I had no idea that Ballet Shoes began as an adult novel and now I do feel like I must experience this also.

Date: 2024-02-04 05:55 pm (UTC)
mecurtin: Sally from Peanuts says I think I'll spend the day with a book (reading Sally)
From: [personal profile] mecurtin
I, too, love Middlemarch. As a scientist and a historian of science, I find Lydgate very accurate -- and Casaubon too, and how they both go nowhere intellectually by keeping to a gentlemanly, my-solo-genius model of thought, instead of becoming part of research communities.

I think it's sad that Eliot knew, from personal experience & that of her friends, that a more active life was possible for Dorothea, but she couldn't *write* it. The same thing was true of Georges Sand and her heroines.
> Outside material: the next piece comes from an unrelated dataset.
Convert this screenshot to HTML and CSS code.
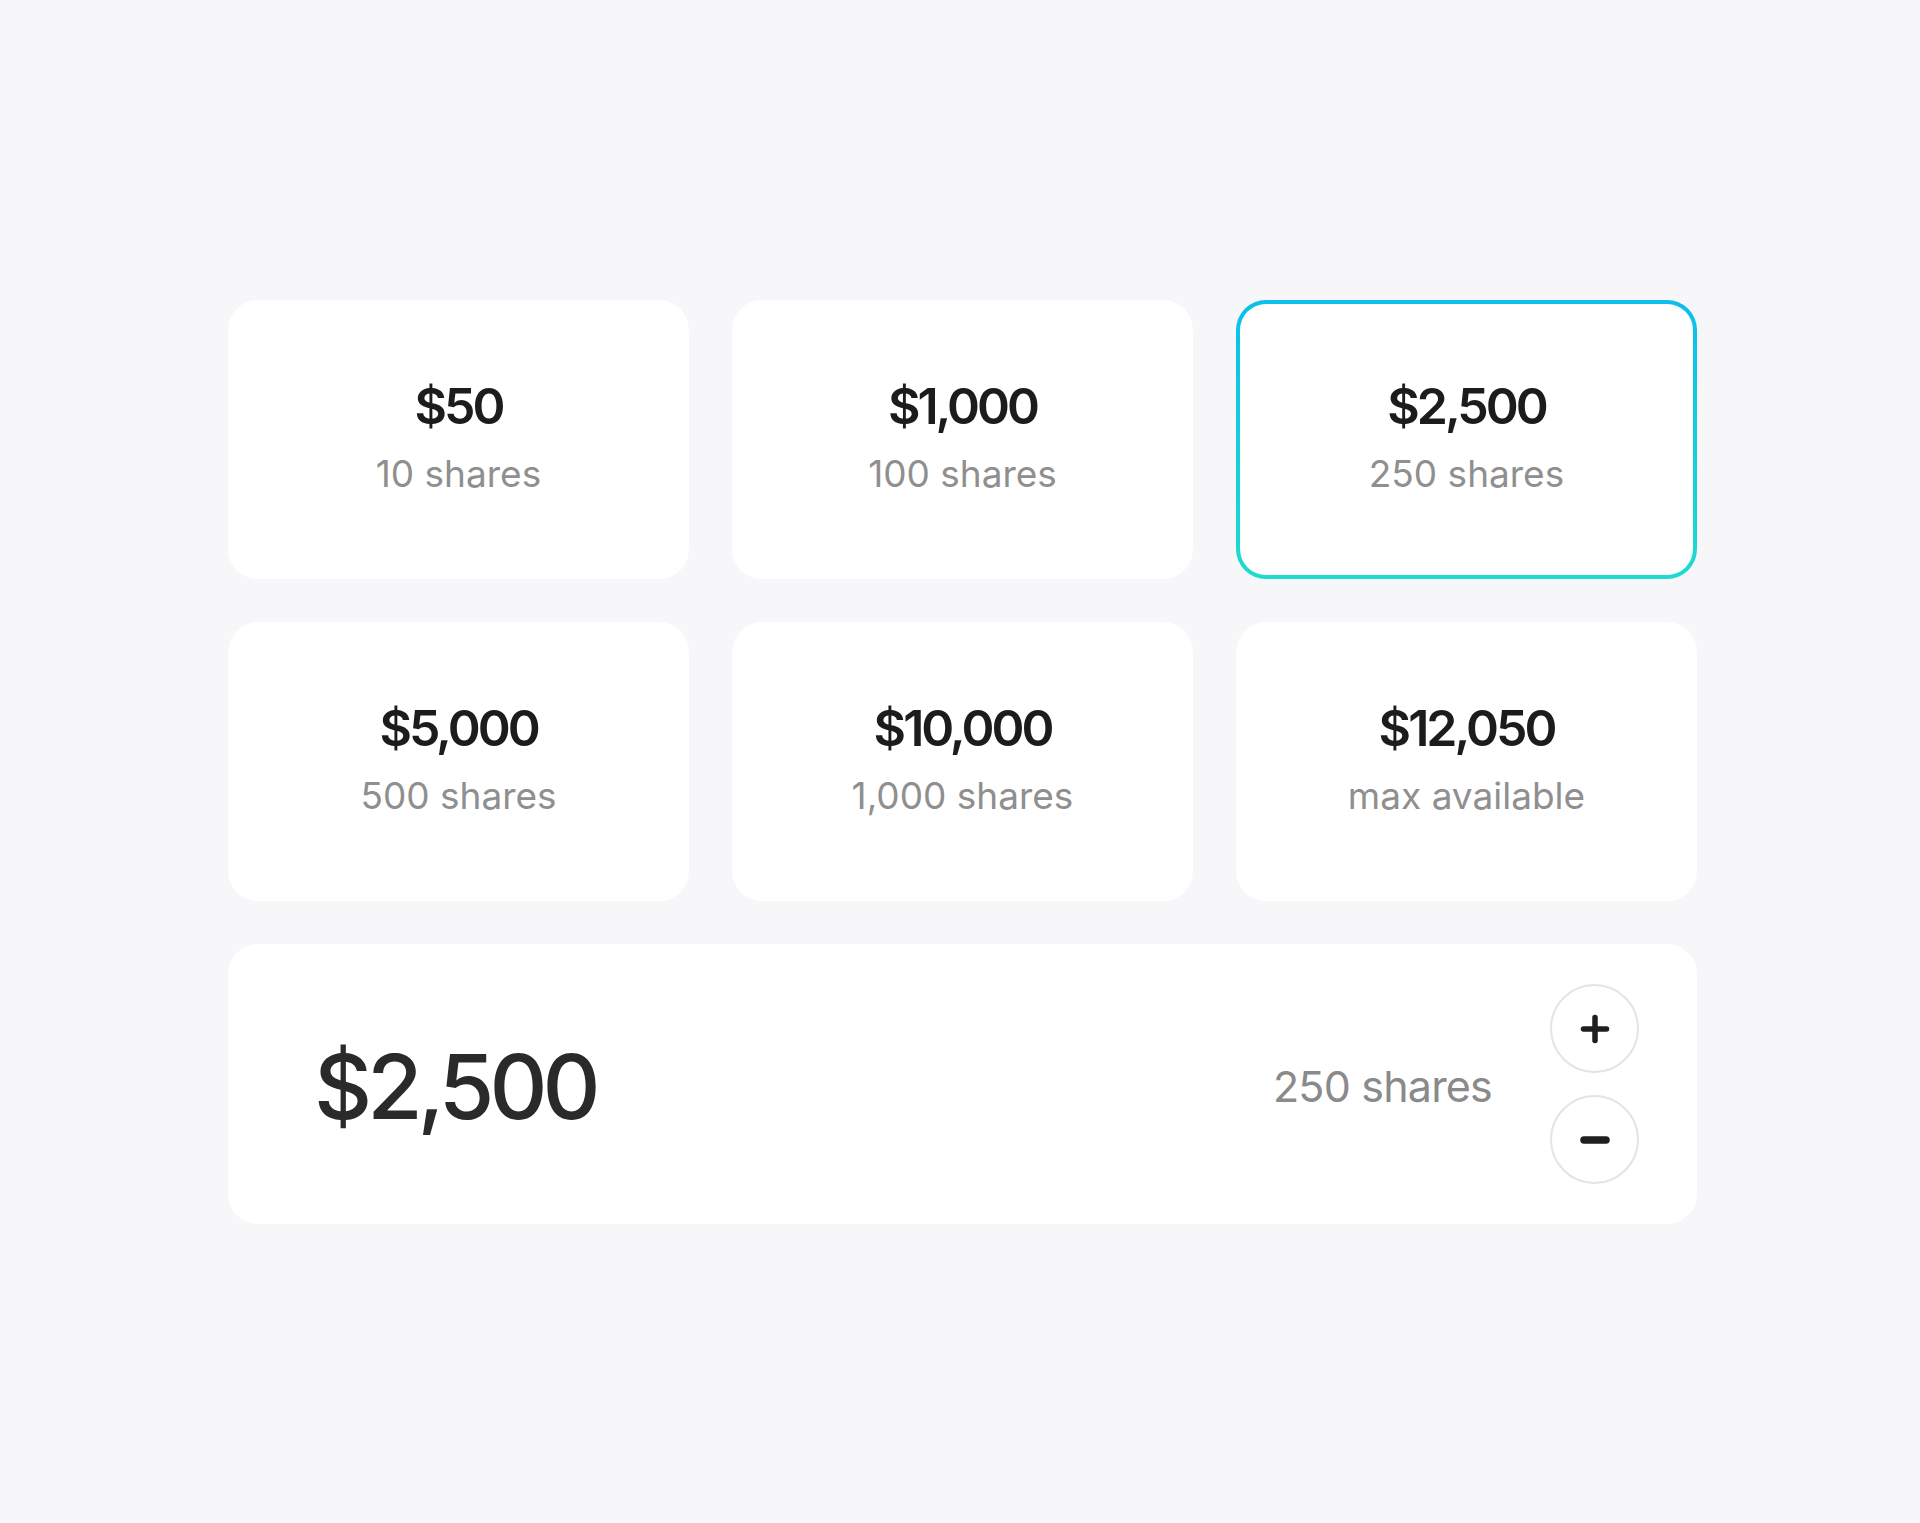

I think the authors believed, probably rightly, that their readers wouldn't tolerate fictional women who were as self-directing and powerful as they were themselves.

Date: 2024-02-04 06:05 pm (UTC)
oursin: Photograph of Queen Victoria, overwritten with Not Amused (queen victoria is not amused)
From: [personal profile] oursin
It wasn't their readers so much as the publishers and the Dread Hand of Mudies and the other circulating libraries, because if they did not like an author or a particular book it was financial disaster, (Just as a lot of censorship was not actually OFFICIAL: it was publishers, and even authors, being extremely cautious, well into C20th).

But the thing about what women could do in C19th fiction vs what they could do in life: I am constantly being irked when people discover Some Victorian Woman who was like Mary Ann Evans or her mate Barbara Leigh Smith later Bodichon and thinks she was Unique and Not Like Those Other Victorian Mimsy Misses; and I am oh dear, like those wimps determined to become doctors? e.g. Alice Vickery, who spoke in defence of Annie Besant for publishing A Dirty Filthy Book on birth control.

/rant off.

Date: 2024-02-04 06:24 pm (UTC)
sartorias: (Default)
From: [personal profile] sartorias
So very true about Middlemarch! I feel the same about Wives and Daughters, the book that Middlemarch is purposely in conversation with.